Sono numerosi tuttavia i personaggi di cui, per ora, conosciamo solo il nome: spesso fanno la loro comparsa e svaniscono senza dare indizi sulla loro importanza all’interno della storia.

Se la brevità con cui vengono narrati gli eventi è da un lato positiva, rendendo più semplice e scorrevole la storia, dall’altra rende la visione di quest’anime più impegnativa, in particolar modo per coloro che non seguono il manga: essendo l’anime poco ridondante, lo spettatore deve saper dare il giusto valore ad ogni avvenimento, dal momento che i particolari più significativi non vengono enfatizzati a dovere come spesso succede in altre opere.
Un esempio di ciò è il fatto che la scena chiave di questa stagione sia stata collocata al termine della ending dell’episodio 11: a causa di questo “inconveniente”, molti spettatori non hanno assistito alla scena e questo ha spesso portato a un ovvio giudizio negativo dell’intera opera.

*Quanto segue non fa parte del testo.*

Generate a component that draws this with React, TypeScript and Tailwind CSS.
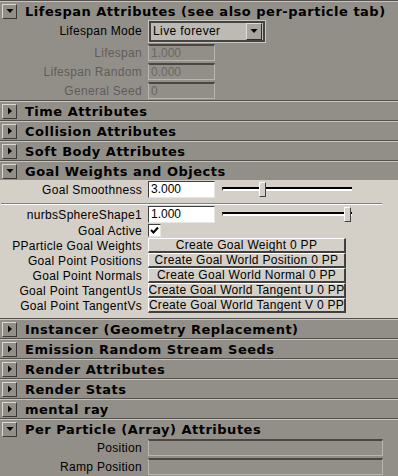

La narrazione procede a ritmi relativamente lenti rispetto alla prima serie: l’attenzione è rivolta ai personaggi, alle relazioni che li legano e al loro passato. La stessa figura di Ken Kaneki, alle prese con il proprio dramma esistenziale, passa in secondo piano. Gli eventi accelerano gradualmente in direzione di una conclusione che da un lato lascia aperte molte questioni, ma dall’altro risolve il mistero più rilevante di questa seconda stagione: l’identità del gufo.

Molti fattori che solitamente portano a un giudizio negativo su quest’anime li considero invece dei punti di forza; un particolare apprezzamento va allo stile frammentato e apparentemente disconnesso della narrazione, che più di ogni altra cosa rende giustizia a quello che è lo stile narrativo del manga.
In conclusione, reputo “Tokyo Ghoul √A” una serie per molti aspetti superiore alla precedente, che tuttavia penalizza non poco coloro che non seguono il manga.